REPUBLIKA.CO.ID, JAKARTA -- Sebelum perbaikan Daftar Pemilih Tetap (DPT) yang dijadwalkan selesai Rabu (4/12) besok, PDI Perjuangan akan membeberkan 47.322.266 data pemilih bermasalah.
Angka tersebut merupakan hasil analisa terhadap DPT yang telah ditetapkan Komisi Pemilihan Umum (KPU) pada 4 November lalu.
Ketua Tim Pengkajian dan Pengawasan DPT DPP PDI-P yang juga menjabat wakil ketua Komisi II DPR, Arif Wibowo mengatakan, hasil kajian tersebut rencananya akan disampaikan Fraksi PDI-P DPR pukul 13.00 WIB siang ini.
Secara umum, masalah DPT sebenarnya tidak hanya tersangkut pada 10.4 juta DPT yang dinyatakan bermasalah oleh KPU. Namun, dari 186.165.884 pemilih yang ditetapkan sebagai DPT pemilu 2014 masih menyisakan banyak persoalan secara merata di 34 provinsi.
"Ada kecenderungan pemilih fiktif, pemilih ganda, dan masalah NIK (Nomor Induk Kependudukan).

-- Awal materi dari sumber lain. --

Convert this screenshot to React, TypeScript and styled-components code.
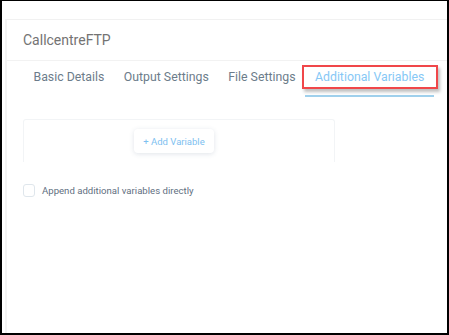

Ini yang kami cek di lapangan, silahkan dicek apakah verifikasi yang kami lakukan bohong atau tidak," kata Arif, Selasa (3/12).

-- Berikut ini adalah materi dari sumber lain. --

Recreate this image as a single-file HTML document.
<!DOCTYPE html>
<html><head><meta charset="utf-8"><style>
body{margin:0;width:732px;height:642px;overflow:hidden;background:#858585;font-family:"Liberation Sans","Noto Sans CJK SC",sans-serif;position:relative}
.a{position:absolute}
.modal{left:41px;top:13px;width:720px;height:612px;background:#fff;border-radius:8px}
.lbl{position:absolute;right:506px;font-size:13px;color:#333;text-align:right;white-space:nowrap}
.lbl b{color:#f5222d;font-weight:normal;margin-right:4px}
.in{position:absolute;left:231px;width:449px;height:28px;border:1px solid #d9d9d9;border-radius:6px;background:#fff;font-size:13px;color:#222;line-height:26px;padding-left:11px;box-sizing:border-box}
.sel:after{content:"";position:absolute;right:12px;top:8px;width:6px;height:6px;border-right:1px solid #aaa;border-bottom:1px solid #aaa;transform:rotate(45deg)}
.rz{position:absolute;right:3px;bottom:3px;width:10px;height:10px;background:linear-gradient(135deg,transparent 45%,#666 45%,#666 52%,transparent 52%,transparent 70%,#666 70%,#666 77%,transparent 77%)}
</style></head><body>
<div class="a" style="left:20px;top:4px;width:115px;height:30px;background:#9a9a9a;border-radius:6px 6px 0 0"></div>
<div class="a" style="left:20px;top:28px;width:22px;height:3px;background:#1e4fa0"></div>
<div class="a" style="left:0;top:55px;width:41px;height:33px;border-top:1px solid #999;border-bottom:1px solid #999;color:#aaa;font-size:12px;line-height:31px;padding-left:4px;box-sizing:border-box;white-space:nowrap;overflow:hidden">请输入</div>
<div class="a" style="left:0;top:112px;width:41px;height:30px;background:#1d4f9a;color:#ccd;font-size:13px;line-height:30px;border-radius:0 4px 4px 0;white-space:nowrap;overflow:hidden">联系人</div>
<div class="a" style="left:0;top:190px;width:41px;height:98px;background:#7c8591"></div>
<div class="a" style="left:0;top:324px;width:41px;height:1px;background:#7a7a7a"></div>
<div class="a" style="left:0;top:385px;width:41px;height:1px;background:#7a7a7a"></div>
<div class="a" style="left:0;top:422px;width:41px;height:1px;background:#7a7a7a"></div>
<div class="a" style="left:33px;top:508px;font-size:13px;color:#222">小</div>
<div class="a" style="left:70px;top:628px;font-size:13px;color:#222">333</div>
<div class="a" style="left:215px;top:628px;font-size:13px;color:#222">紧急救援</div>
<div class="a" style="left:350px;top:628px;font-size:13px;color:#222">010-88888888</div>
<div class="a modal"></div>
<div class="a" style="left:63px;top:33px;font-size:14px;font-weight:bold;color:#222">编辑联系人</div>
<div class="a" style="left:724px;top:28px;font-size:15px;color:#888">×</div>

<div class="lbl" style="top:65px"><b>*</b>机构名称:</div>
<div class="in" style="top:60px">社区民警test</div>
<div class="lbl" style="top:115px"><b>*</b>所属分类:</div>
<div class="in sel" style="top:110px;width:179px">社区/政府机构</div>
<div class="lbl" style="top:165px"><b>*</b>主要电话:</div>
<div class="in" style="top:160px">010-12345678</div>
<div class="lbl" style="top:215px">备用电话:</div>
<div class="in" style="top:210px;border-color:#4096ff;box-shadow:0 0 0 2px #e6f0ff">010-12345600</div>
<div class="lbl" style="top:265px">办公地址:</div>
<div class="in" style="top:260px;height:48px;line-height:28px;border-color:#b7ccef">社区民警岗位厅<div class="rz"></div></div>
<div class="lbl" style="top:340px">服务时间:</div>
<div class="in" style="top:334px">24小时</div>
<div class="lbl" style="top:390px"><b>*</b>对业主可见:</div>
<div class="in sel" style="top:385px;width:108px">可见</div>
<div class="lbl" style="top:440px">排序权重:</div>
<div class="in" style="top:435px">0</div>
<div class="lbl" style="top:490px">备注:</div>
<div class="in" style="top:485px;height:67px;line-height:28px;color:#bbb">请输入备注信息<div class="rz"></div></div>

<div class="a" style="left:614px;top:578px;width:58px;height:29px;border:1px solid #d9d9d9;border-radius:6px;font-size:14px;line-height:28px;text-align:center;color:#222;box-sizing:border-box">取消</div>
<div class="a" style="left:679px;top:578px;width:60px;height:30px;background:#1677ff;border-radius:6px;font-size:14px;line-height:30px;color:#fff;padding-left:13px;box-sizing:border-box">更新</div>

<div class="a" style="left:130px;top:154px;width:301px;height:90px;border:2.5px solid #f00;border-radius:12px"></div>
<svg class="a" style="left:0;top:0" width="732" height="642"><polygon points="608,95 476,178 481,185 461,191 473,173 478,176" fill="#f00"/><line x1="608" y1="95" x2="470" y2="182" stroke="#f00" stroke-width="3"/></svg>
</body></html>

PDI-P, menurut dia, juga membangun sistem informasi teknologi untuk menelusuri sekaligus memastikan validasi dan akurasi DPT.
Dari analisa DPT yang dilakukan PDI-P mencatat sebanyak 47.322.266 DPT masih bermasalah, yang terdiri dari pemilih yang alamatnya kosong sebanyak 5.671.762 orang. Kemudian pemilih dengan jenis kelamin kosong 1.546 orang. Pemilih dengan tanggal lahir kosong 69.958 jiwa.

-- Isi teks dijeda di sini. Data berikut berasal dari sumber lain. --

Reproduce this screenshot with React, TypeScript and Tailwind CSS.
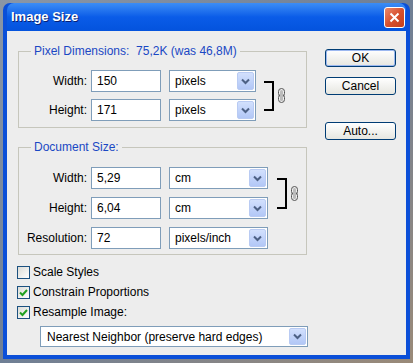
import React from "react";

const Chevron = () => (
  <svg width="9" height="7" viewBox="0 0 9 7">
    <path d="M1 1.5 L4.5 5 L8 1.5" fill="none" stroke="#4d6185" strokeWidth="2" />
  </svg>
);

const Select = ({ value, width }: { value: string; width: string }) => (
  <div className={`flex h-[22px] ${width} items-center border border-[#7f9db9] bg-white`}>
    <span className="flex-1 pl-[5px]">{value}</span>
    <div className="mr-[1px] flex h-[18px] w-[17px] items-center justify-center rounded-[2px] border border-[#b9cbf3] bg-gradient-to-b from-[#d2e0fd] to-[#b2c7f6]">
      <Chevron />
    </div>
  </div>
);

const Field = ({ label, value }: { label: string; value: string }) => (
  <>
    <span className="w-[68px] text-right">{label}</span>
    <div className="ml-[4px] flex h-[22px] w-[70px] items-center border border-[#7f9db9] bg-white pl-[5px]">
      {value}
    </div>
  </>
);

const Chain = () => (
  <svg width="7" height="15" viewBox="0 0 7 15">
    <rect x="0.5" y="0.5" width="6" height="8" rx="3" fill="none" stroke="#555" strokeWidth="1" />
    <rect x="0.5" y="6.5" width="6" height="8" rx="3" fill="none" stroke="#555" strokeWidth="1" />
    <rect x="2" y="2" width="3" height="11" rx="1.5" fill="#bbb" />
  </svg>
);

const Checkbox = ({ label, checked }: { label: string; checked?: boolean }) => (
  <div className="flex h-[20px] items-center">
    <div className="flex h-[13px] w-[13px] items-center justify-center border border-[#1c5180] bg-gradient-to-br from-[#dcdcd7] to-white">
      {checked && (
        <svg width="9" height="9" viewBox="0 0 9 9">
          <path d="M1 4.5 L3.5 7 L8 2" fill="none" stroke="#21a121" strokeWidth="2" />
        </svg>
      )}
    </div>
    <span className="ml-[3px]">{label}</span>
  </div>
);

const Button = ({ label, focused }: { label: string; focused?: boolean }) => (
  <button
    className={`flex h-[18px] w-[71px] items-center justify-center rounded-[3px] border border-[#003c74] bg-gradient-to-b from-white to-[#e6e6e0] text-black ${
      focused ? "shadow-[inset_0_0_0_1px_#9cb8f0]" : ""
    }`}
  >
    {label}
  </button>
);

export default function App() {
  return (
    <div className="h-[363px] w-[413px] bg-gradient-to-br from-[#8a96a6] via-[#6f7f95] to-[#9a8a78] pl-[3px] pt-[3px] font-['Liberation_Sans',sans-serif] text-[12px] leading-[14px] text-black">
      <div className="flex h-[356px] w-[407px] flex-col rounded-t-[7px] bg-[#0b4fd8] px-[4px] pb-[4px]">
        <div className="flex h-[28px] items-center justify-between rounded-t-[7px] bg-gradient-to-b from-[#3c8df5] via-[#0a5ce8] to-[#0453dd] pl-[4px] pr-[1px]">
          <span className="text-[13px] font-bold text-white [text-shadow:1px_1px_#0a1f70]">Image Size</span>
          <div className="flex h-[21px] w-[21px] items-center justify-center rounded-[3px] border border-white bg-gradient-to-br from-[#e9886c] via-[#d8502e] to-[#c43f1c]">
            <svg width="11" height="11" viewBox="0 0 11 11">
              <path d="M1.5 1.5 L9.5 9.5 M9.5 1.5 L1.5 9.5" stroke="white" strokeWidth="2" />
            </svg>
          </div>
        </div>

        <div className="flex flex-1 bg-[#ededed] pl-[11px] pt-[13px]">
          <div className="flex w-[289px] flex-col">
            <fieldset className="border border-[#c6c6bc] pb-[6px]">
              <legend className="ml-[12px] px-[3px] text-[#1a48c4]">
                Pixel Dimensions:&nbsp; 75,2K (was 46,8M)
              </legend>
              <div className="mt-[12px] flex">
                <div className="flex flex-col gap-[7px]">
                  <div className="flex items-center">
                    <Field label="Width:" value="150" />
                    <div className="ml-[8px]">
                      <Select value="pixels" width="w-[87px]" />
                    </div>
                  </div>
                  <div className="flex items-center">
                    <Field label="Height:" value="171" />
                    <div className="ml-[8px]">
                      <Select value="pixels" width="w-[87px]" />
                    </div>
                  </div>
                </div>
                <div className="ml-[8px] mt-[11px] h-[30px] w-[10px] border-y-2 border-r-2 border-black" />
                <div className="ml-[4px] mt-[18px]">
                  <Chain />
                </div>
              </div>
            </fieldset>

            <fieldset className="mt-[12px] border border-[#c6c6bc] pb-[5px]">
              <legend className="ml-[12px] px-[3px] text-[#1a48c4]">Document Size:</legend>
              <div className="mt-[13px] flex">
                <div className="flex flex-col gap-[8px]">
                  <div className="flex items-center">
                    <Field label="Width:" value="5,29" />
                    <div className="ml-[8px]">
                      <Select value="cm" width="w-[99px]" />
                    </div>
                  </div>
                  <div className="flex items-center">
                    <Field label="Height:" value="6,04" />
                    <div className="ml-[8px]">
                      <Select value="cm" width="w-[99px]" />
                    </div>
                  </div>
                </div>
                <div className="ml-[9px] mt-[11px] h-[31px] w-[10px] border-y-2 border-r-2 border-black" />
                <div className="ml-[4px] mt-[19px]">
                  <Chain />
                </div>
              </div>
              <div className="mt-[8px] flex items-center">
                <Field label="Resolution:" value="72" />
                <div className="ml-[8px]">
                  <Select value="pixels/inch" width="w-[99px]" />
                </div>
              </div>
            </fieldset>

            <div className="ml-[-1px] mt-[7px] flex flex-col">
              <Checkbox label="Scale Styles" />
              <Checkbox label="Constrain Proportions" checked />
              <Checkbox label="Resample Image:" checked />
            </div>
            <div className="ml-[22px] mt-[4px]">
              <div className="flex h-[21px] w-[268px] items-center border border-[#7f9db9] bg-white">
                <span className="flex-1 pl-[6px]">Nearest Neighbor (preserve hard edges)</span>
                <div className="mr-[1px] flex h-[17px] w-[17px] items-center justify-center rounded-[2px] border border-[#b9cbf3] bg-gradient-to-b from-[#d2e0fd] to-[#b2c7f6]">
                  <Chevron />
                </div>
              </div>
            </div>
          </div>

          <div className="ml-[18px] mt-[5px] flex flex-col">
            <Button label="OK" focused />
            <div className="mt-[10px]">
              <Button label="Cancel" />
            </div>
            <div className="mt-[27px]">
              <Button label="Auto..." />
            </div>
          </div>
        </div>
      </div>
    </div>
  );
}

PDI-P juga menemukan pemilih dengan NIK nol sebanyak 3.238.986 orang. Pemilih dengan NIK tidak standard dengan angka nol pada empat digit di belakang sebanyak 1.358.449 orang.
Pemilih yang NIK-nya tidak sampai 16 digit sebanyak 46.983 orang. Pemilih dengan NIK ganda mencapai 11.720.907 jiwa. Pemilih nomor Kartu Keluarga nol sebanyak 23.457.186 orang. Dan pemilih dengan Kartu Keluarga kurang dari 16 digit sebanyak 1.756.579 jiwa.
Jika KPU bersikukuh menetapkan hasil perbaikan sementara disinyalir DPT bermasalah masih banyak, dikhawatirkan KPU akan berhadapan dengan konstitusi. Sebab, melegalisasi pemilih fiktif sama dengan melanggar UU Pemilu.
Meniadakan pemilih yang punya hak juga berpotensi melanggar UU dan bisa dikenakan pasal pidana penghilangan hak pemilih. Melanggar hak konstitusional juga akan memungkinkan penyelenggara pemilu diseret ke Mahkamah Konstitusi.
"Dan tentu saja pelanggaran masif bisa menyebabkan dia dilaporkan ke Dewan Kehormatan Penyelenggara Pemilu (DKPP)," kata Arif.